POOR air quality in a polluted part of Oxford is ‘not a major issue’ despite evidence suggesting that around 50 people have died with conditions linked to poisoned air.

Councillor Eric Batts, the Vale of White Horse District Council’s cabinet member for legal and democratic services, said he had never suffered ill effects from air quality in more than two decades spent living in Botley.

He was responding to a claim from a fellow councillor who said the council’s handling of air quality was ‘embarrassing, horrible (and) unjustifiable’.

Mr Batts, who now represents Kingston Bagpuize and lives in Abingdon but used to live in Botley, was reacting to a call that the councils set up an emissions zone, like neighbours in South Oxfordshire.

He said: “I don’t think Botley or North Hinksey needs this. I’ve never suffered any effect from it, the air quality.”

He added: “The figure of some 50 people dying across the Vale each year due to air quality: how can it be proved that any of these are long-term residents of the Vale? How many of those people have come from other countries, like India, China, Sri Lanka, Pakistan where the air quality is a damn sight worse quality than it is here?
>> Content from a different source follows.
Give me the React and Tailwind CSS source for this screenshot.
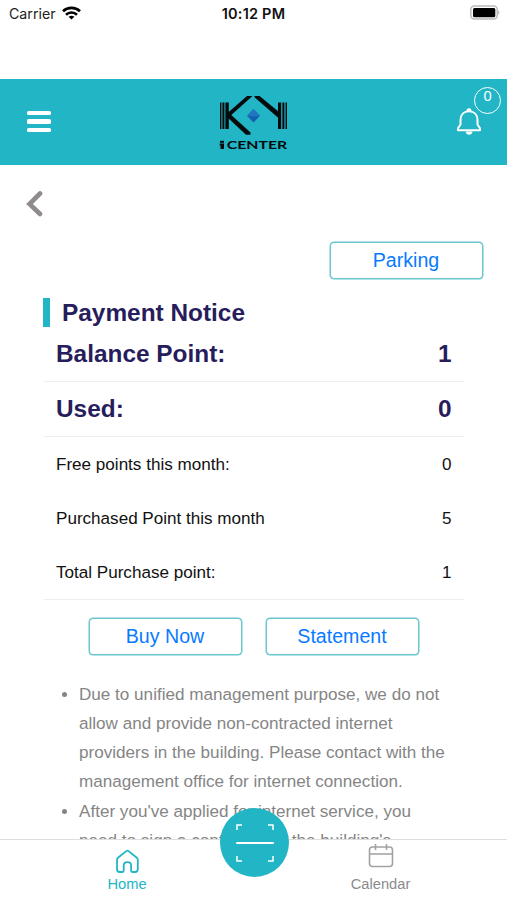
function StatusBar() {
  return (
    <div className="relative flex h-[79px] shrink-0 items-start justify-between bg-white font-['Inter',sans-serif] text-[#111]">
      <div className="flex items-center pt-[4px] pl-[9px]">
        <span className="text-[14.2px] leading-[20px] text-[#222]">Carrier</span>
        <svg className="mt-[-3px] ml-[6px]" width="19" height="14" viewBox="0 0 19 14" fill="none" stroke="#000" strokeWidth="2.6">
          <path d="M1 5.2C5.7.7 13.3.7 18 5.2" />
          <path d="M4 8.7C7 5.8 12 5.8 15 8.7" />
          <path d="M9.5 13.6 6.6 10.8Q9.5 8.5 12.4 10.8Z" fill="#000" stroke="none" />
        </svg>
      </div>
      <div className="absolute inset-x-0 top-[4px] text-center text-[14.5px] leading-[20px] font-semibold tracking-[0.2px]">10:12 PM</div>
      <svg className="mt-[5px] mr-[6px]" width="31" height="16" viewBox="0 0 31 16">
        <rect x="0.8" y="1" width="26.4" height="13" rx="3.5" fill="#fff" stroke="#bbb" strokeWidth="1.5" />
        <rect x="3" y="3" width="22.3" height="9.2" rx="1.5" fill="#000" />
        <path d="M28.3 5.3Q30.5 7.5 28.3 9.7Z" fill="#aaa" />
      </svg>
    </div>
  );
}

function Logo() {
  return (
    <svg width="70" height="58" viewBox="0 0 70 58" fill="#050b0d">
      <rect x="1" y="6.5" width="1.4" height="26.5" />
      <rect x="3.4" y="6.5" width="2" height="26.5" />
      <rect x="6.4" y="6.5" width="3.4" height="26.5" />
      <rect x="59" y="6.5" width="3.2" height="26.5" />
      <rect x="63.4" y="6.5" width="2" height="26.5" />
      <rect x="66.6" y="6.5" width="1.4" height="26.5" />
      <path d="M28 0H33.5L12.3 19 31.5 36.6V38.7H27L8 21V17.5Z" />
      <path d="M35.5 0H40.5L60 16V22.5L35.5 1.2Z" />
      <path d="M34.5 13 41 19.7 34.5 26.4 28 19.7Z" fill="#1260ad" />
      <path d="M34.5 13 41 19.7 34.5 20.5 28 19.7Z" fill="#2b83ce" opacity=".6" />
      <rect x="1" y="44.8" width="4" height="2" />
      <path d="M.7 47.6H5V53H1.5V49.4H.7Z" />
      <text x="7.8" y="53" textLength="60.4" lengthAdjust="spacingAndGlyphs" fontFamily="Lato, sans-serif" fontWeight="700" fontSize="11.3">CENTER</text>
    </svg>
  );
}

function Header() {
  return (
    <header className="flex h-[86px] shrink-0 items-start justify-between bg-[#21b5c5]">
      <div className="mt-[32px] ml-[27px] flex w-[70px] flex-col gap-[4px]">
        <span className="h-[4.4px] w-[24px] rounded-[1.5px] bg-white" />
        <span className="h-[4.4px] w-[24px] rounded-[1.5px] bg-white" />
        <span className="h-[4.4px] w-[24px] rounded-[1.5px] bg-white" />
      </div>
      <div className="mt-[17px] ml-[6px]"><Logo /></div>
      <div className="relative mt-[27px] mr-[24px] ml-[50px]">
        <svg width="28" height="32" viewBox="0 0 28 32" fill="none" stroke="#fff" strokeWidth="2" strokeLinejoin="round">
          <path d="M5.5 18.5V14C5.5 8.5 9 5.3 14 5.3S22.5 8.5 22.5 14V18.5L25 22.3V24.2H3V22.3Z" />
          <path d="M12.5 5C12.5 2.7 15.5 2.7 15.5 5" />
          <path d="M10.6 25.6H17.6Q16.8 28.8 14.1 28.8T10.6 25.6Z" fill="#fff" stroke="none" />
        </svg>
        <span className="absolute -top-[19px] left-[19px] flex h-[27px] w-[27px] justify-center rounded-full border-[1.5px] border-white font-['Liberation_Sans',sans-serif] text-[14.7px] leading-[17px] text-white">0</span>
      </div>
    </header>
  );
}

function OutlineButton({ children }) {
  return (
    <button className="flex h-[37px] w-[153px] items-center justify-center rounded-[4px] border-[1.5px] border-[#69c8cf] bg-white pb-[2px] text-[19.6px] leading-[24px] text-[#087aff] shadow-[0_0_0_0.5px_#69c8cf]">
      {children}
    </button>
  );
}

function PointRow({ label, value }) {
  return (
    <div className="flex h-[54px] items-center justify-between pt-[2px] pr-[12.5px] pl-[12px] text-[17.1px] text-[#111]">
      <span className="tracking-[-0.01px]">{label}</span>
      <span>{value}</span>
    </div>
  );
}

function BottomNav() {
  return (
    <nav className="absolute inset-x-0 bottom-0 flex h-[61px] justify-between border-t border-[#dedede] bg-white text-[14.7px] leading-[18px]">
      <div className="flex w-[254px] flex-col items-center pt-[9px] text-[#21b5c5]">
        <svg width="26" height="26" viewBox="0 0 26 26" fill="none" stroke="currentColor" strokeWidth="1.8" strokeLinejoin="round">
          <path d="M3 10.8Q3 9.6 4 8.8L12.2 2.1Q13.3 1.1 14.6 2.1L22.8 8.8Q23.8 9.6 23.8 10.8V20.3Q23.8 23 21.1 23H18.3Q17.1 23 17.1 21.8V16.5Q17.1 13.2 13.4 13.2T9.7 16.5V21.8Q9.7 23 8.5 23H5.7Q3 23 3 20.3Z" />
        </svg>
        <span>Home</span>
      </div>
      <div className="flex w-[253px] flex-col items-center pt-[3px] text-[#8b8b8b]">
        <svg width="26" height="26" viewBox="0 0 26 26" fill="none" stroke="#a0a3a3" strokeWidth="1.6">
          <rect x="1.5" y="4" width="23" height="19.5" rx="3" />
          <path d="M1.5 11H24.5M7.5 1V7M18.5 1V7" />
        </svg>
        <span className="mt-[6px]">Calendar</span>
      </div>
      <button className="absolute -top-[32px] left-[220px] flex h-[69px] w-[69px] items-center justify-center rounded-full bg-[#21b5c5]">
        <svg width="40" height="40" viewBox="0 0 40 40" fill="none" stroke="#fff" strokeWidth="1.5">
          <path d="M2 7V2H7M33 2H38V7M38 33V38H33M7 38H2V33" />
          <path d="M1.2 20H38.8" strokeWidth="2" />
        </svg>
      </button>
    </nav>
  );
}

export default function App() {
  return (
    <div className="relative flex h-[900px] w-[507px] flex-col overflow-hidden bg-white font-['Liberation_Sans',Arial,sans-serif]">
      <StatusBar />
      <Header />
      <main className="flex flex-col">
        <svg className="mt-[25px] ml-[26px]" width="18" height="27" viewBox="0 0 18 27" fill="none" stroke="#918c8c" strokeWidth="4.6" strokeLinecap="round">
          <path d="M14 3.5 3.5 14 14 24" />
        </svg>
        <div className="mt-[25px] flex justify-end pr-[24.5px]"><OutlineButton>Parking</OutlineButton></div>
        <section className="mt-[19px] ml-[43px] w-[421px] text-[#271d5c]">
          <h1 className="flex h-[29px] items-center border-l-[7px] border-[#21b5c5] pt-[1px] pl-[12px] text-[24.4px] font-bold">Payment Notice</h1>
          <div className="ml-[1px]">
            <div className="flex h-[55px] items-center justify-between border-b border-[#eee] px-[12.5px] pt-[1px] pl-[12px] text-[24.4px] font-bold">
              <span>Balance Point:</span><span>1</span>
            </div>
            <div className="flex h-[55px] items-center justify-between border-b border-[#eee] px-[12.5px] pt-[1px] pl-[12px] text-[24.4px] font-bold">
              <span>Used:</span><span>0</span>
            </div>
            <div className="border-b border-[#eee]">
              <PointRow label="Free points this month:" value="0" />
              <PointRow label="Purchased Point this month" value="5" />
              <PointRow label="Total Purchase point:" value="1" />
            </div>
          </div>
        </section>
        <div className="mt-[18px] flex justify-center gap-[24px]">
          <OutlineButton>Buy Now</OutlineButton>
          <OutlineButton>Statement</OutlineButton>
        </div>
        <ul className="mt-[24.5px] ml-[79px] w-[380px] list-disc text-[17.1px] leading-[29.3px] text-[#858585]">
          <li>Due to unified management purpose, we do not<br />allow and provide non-contracted internet<br />providers in the building. Please contact with the<br />management office for internet connection.</li>
          <li>After you've applied for internet service, you<br />need to sign a contract with the building's</li>
        </ul>
      </main>
      <BottomNav />
    </div>
  );
}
That’s what the problem is.”

Later, speaking to the Oxford Mail, he said: “You can’t say that they are 50 people who are long term residents. They may have come from the Third World and other countries.

“It’s not such a major issue as people claim it is. I lived in Botley for over 25 years and even in the last few years (of living there), no one brought it to my attention, about the air quality.”

At the council meeting on December 13, the council rejected to look at completing parts of air quality plans which it had started in 2015 but has not completed.

The Liberal Democrats’ leader on the Vale council, Debby Hallett said: “About 50 people die from the effects of air pollution and the fact that we are doing nothing, not even things that we said we were going to do, I think is just shameful. That’s the word that was used before.

“It’s embarrassing, horrible, unjustifiable.”

Oxford Friends of the Earth’s Chris Church said: “Clearly, as with the smoking of tobacco, no one can prove air pollution is solely to blame for death in any case but as with tobacco the evidence is that air pollution shortens lives overwhelmingly.”

Mr Church added that whole world is affected by air pollution and to suggest otherwise is a ‘serious misrepresentation of the facts’.

Public Health England estimated that across Oxfordshire 276 people died from conditions linked to long-term exposure to air pollution, including nitrous oxide, in 2014. It estimated 52 people had died as a result of conditions linked to poor air pollution.

It also found that a total of 557 years of residents’ lives were lost as a result of the poor air quality.

That the same year, 26 people died in road traffic accidents in the county.

Toxic gas from car exhausts can cause lifelong breathing problems, such as asthma, and stunt lung growth by up to ten per cent.

Experts have warned the problem needs to be urgently fixed before another generation of children is put at risk.